* _DIRECTIONS FOR THIS TASK_:
Lines that include the word "React" are the ones to copy.

— start GIVEN DATA —

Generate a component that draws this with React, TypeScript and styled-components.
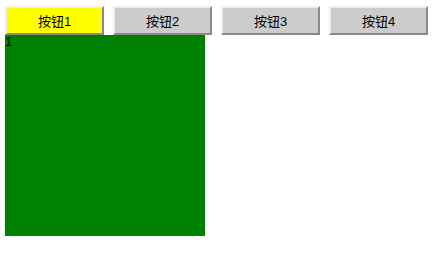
import React, { useState } from "react";
import styled, { createGlobalStyle } from "styled-components";

const GlobalStyle = createGlobalStyle`
  body {
    margin: 0;
    background: #ffffff;
    font-family: "Liberation Sans", "Noto Sans CJK SC", sans-serif;
  }
`;

const Page = styled("div")`
  padding: 6px 5px;
`;

const TabBar = styled("div")`
  display: flex;
  gap: 9px;
`;

const TabButton = styled("button")<{ active?: boolean }>`
  width: 99px;
  height: 29px;
  margin: 0;
  padding: 0;
  box-sizing: border-box;
  background-color: ${(props) => (props.active ? "#ffff00" : "#cccccc")};
  border: 2px solid;
  border-color: #eeeeee #888888 #888888 #eeeeee;
  font-family: "Liberation Sans", "Noto Sans CJK SC", sans-serif;
  font-size: 13px;
  color: #000000;
  cursor: pointer;
`;

const Panel = styled("div")`
  width: 200px;
  height: 201px;
  background-color: #008000;
  color: #000000;
  font-size: 13px;
  line-height: 14px;
`;

const tabs = ["按钮1", "按钮2", "按钮3", "按钮4"];

export default function App() {
  const [active, setActive] = useState(0);

  return (
    <Page>
      <GlobalStyle />
      <TabBar>
        {tabs.map((label, i) => (
          <TabButton key={label} active={i === active} onClick={() => setActive(i)}>
            {label}
          </TabButton>
        ))}
      </TabBar>
      <Panel>{active + 1}</Panel>
    </Page>
  );
}
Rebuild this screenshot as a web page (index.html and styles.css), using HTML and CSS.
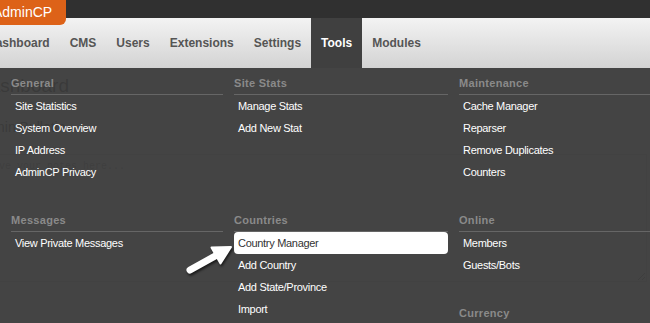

— end GIVEN DATA —

* _FULL RESPONSE_:
Generate a component that draws this with React, TypeScript and styled-components.
import React, { useState } from "react";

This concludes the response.